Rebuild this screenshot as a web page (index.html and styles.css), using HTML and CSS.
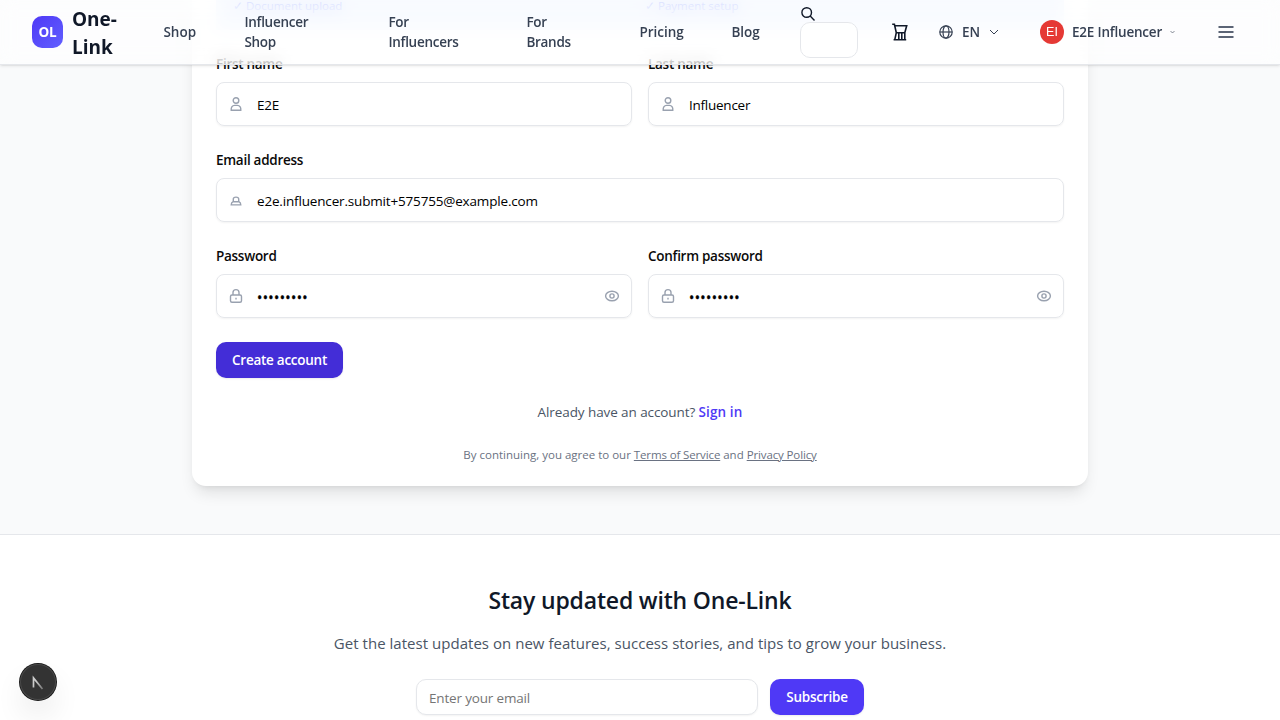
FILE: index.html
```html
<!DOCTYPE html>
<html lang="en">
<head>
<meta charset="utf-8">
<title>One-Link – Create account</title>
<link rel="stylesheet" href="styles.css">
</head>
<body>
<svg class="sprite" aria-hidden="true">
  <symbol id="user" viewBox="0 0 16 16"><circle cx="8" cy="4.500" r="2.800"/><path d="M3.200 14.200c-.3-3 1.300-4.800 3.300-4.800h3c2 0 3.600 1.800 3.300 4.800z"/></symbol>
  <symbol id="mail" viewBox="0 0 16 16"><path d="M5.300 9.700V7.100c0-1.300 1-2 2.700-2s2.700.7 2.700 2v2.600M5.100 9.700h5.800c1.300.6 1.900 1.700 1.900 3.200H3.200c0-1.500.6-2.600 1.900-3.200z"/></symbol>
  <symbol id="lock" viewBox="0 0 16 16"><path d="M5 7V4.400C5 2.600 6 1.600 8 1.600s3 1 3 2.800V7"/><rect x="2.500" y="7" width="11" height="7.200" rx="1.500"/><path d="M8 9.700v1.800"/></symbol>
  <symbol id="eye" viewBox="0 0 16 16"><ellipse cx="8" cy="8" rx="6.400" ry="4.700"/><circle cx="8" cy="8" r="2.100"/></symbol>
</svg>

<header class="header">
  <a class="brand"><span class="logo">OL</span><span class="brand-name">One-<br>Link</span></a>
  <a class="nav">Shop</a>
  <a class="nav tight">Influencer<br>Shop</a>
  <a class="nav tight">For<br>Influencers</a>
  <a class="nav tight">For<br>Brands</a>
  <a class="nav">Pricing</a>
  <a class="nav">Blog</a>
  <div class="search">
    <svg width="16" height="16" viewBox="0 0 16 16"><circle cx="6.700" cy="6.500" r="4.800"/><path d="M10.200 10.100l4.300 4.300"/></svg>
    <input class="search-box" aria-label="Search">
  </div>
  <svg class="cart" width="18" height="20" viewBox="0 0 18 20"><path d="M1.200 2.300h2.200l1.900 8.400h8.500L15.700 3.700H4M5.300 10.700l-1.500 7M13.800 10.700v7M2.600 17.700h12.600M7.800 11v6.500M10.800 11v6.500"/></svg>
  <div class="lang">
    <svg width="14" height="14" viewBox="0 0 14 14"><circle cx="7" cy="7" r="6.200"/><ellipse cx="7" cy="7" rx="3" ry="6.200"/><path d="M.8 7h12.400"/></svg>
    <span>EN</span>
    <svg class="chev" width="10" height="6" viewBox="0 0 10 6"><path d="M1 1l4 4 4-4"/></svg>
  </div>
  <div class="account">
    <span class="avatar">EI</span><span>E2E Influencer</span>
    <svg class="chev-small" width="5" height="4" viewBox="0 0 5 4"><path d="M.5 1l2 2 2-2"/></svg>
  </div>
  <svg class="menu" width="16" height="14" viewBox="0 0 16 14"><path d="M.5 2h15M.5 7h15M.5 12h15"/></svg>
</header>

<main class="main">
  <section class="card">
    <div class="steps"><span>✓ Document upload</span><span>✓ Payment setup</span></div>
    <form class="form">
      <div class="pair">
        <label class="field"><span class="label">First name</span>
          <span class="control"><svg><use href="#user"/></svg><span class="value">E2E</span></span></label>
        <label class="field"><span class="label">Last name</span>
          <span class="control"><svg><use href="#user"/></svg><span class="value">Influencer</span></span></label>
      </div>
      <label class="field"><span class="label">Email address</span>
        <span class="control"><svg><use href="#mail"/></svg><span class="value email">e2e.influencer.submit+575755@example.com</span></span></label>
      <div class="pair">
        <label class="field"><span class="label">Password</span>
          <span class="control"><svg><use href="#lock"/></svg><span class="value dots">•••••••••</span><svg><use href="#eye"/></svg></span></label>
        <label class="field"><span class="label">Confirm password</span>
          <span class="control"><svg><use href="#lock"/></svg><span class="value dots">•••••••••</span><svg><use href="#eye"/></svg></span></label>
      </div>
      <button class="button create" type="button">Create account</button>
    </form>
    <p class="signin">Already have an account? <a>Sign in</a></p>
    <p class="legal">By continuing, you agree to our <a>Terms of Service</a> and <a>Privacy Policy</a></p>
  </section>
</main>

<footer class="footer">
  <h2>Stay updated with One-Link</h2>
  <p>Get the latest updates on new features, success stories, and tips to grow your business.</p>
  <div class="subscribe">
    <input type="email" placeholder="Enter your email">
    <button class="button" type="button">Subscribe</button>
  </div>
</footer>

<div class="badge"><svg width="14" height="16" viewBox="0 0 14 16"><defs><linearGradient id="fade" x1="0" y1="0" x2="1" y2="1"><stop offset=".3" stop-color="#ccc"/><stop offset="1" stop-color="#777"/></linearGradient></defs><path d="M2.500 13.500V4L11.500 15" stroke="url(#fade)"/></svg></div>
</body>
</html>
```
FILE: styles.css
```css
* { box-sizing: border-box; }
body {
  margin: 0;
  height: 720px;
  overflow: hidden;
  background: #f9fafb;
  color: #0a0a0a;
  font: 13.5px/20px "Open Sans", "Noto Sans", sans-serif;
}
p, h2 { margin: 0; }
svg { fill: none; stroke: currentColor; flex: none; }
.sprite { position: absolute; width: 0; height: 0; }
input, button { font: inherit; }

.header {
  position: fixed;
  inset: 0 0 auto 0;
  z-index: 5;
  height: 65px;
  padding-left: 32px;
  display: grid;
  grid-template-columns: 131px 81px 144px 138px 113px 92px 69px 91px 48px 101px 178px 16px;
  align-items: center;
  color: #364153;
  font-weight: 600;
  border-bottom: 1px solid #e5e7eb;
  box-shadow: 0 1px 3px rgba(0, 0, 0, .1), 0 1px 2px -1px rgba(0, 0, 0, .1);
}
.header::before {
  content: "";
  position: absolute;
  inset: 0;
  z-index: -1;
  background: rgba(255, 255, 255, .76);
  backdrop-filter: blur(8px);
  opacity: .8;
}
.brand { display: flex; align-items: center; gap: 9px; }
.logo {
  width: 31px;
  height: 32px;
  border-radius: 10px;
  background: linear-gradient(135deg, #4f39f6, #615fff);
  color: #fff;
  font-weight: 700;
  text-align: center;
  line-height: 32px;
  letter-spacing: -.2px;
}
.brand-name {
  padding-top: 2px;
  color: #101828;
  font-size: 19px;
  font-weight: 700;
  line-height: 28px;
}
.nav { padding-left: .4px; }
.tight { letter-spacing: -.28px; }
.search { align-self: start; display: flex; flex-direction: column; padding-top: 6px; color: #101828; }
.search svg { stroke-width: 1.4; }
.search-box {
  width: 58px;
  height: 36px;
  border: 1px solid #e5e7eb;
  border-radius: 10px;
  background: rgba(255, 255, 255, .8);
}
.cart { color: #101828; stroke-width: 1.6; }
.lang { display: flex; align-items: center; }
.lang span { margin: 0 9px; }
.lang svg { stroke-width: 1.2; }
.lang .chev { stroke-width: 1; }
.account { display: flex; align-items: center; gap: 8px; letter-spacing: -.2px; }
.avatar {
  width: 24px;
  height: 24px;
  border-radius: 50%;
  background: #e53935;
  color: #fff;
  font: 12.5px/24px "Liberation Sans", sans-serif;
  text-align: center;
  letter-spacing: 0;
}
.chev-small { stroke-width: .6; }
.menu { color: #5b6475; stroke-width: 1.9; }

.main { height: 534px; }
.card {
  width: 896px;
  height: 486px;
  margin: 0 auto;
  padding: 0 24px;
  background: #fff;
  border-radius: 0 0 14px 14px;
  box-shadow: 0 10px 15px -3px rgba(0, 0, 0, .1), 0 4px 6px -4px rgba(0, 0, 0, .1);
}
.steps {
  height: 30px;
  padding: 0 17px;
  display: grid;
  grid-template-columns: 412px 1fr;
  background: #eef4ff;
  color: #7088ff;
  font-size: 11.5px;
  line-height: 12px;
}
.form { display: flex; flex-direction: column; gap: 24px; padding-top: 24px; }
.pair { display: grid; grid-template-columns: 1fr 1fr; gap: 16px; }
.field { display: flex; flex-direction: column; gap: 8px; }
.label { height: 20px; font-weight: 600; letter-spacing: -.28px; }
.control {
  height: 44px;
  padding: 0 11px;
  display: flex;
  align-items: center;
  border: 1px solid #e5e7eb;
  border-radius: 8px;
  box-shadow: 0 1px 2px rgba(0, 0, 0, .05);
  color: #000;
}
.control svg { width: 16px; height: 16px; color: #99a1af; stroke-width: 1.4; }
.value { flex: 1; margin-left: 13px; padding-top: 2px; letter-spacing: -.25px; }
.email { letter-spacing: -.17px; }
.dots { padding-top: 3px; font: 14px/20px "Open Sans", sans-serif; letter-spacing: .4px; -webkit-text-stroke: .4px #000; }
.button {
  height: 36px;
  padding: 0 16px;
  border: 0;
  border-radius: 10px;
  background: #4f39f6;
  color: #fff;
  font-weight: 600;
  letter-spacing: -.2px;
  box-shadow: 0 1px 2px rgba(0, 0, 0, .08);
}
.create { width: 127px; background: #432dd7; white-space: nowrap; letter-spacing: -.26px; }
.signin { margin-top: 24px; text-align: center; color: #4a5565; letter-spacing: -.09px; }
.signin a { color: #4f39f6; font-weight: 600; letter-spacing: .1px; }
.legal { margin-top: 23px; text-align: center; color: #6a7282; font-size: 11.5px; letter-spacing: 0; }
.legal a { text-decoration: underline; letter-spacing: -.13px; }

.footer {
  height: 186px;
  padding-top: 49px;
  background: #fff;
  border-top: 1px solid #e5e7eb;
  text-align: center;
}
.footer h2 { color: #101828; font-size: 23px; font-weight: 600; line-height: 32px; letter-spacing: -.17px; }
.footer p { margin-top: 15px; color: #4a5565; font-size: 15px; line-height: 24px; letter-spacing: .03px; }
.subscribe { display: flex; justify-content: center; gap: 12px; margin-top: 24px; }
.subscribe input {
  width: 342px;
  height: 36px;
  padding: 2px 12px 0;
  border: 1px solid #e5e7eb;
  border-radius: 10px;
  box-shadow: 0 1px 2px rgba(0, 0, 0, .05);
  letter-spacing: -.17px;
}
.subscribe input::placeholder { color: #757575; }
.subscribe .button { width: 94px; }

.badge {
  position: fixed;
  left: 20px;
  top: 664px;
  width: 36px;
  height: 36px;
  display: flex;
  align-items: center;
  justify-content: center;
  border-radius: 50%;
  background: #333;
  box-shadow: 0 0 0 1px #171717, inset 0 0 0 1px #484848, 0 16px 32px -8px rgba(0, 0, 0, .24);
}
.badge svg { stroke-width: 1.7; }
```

──────

__WORK TO DO__:
Copy each line in the data that holds the word "index".

__CORRECT RESULT__:
Rebuild this screenshot as a web page (index.html and styles.css), using HTML and CSS.
FILE: index.html
  z-index: 5;
  z-index: -1;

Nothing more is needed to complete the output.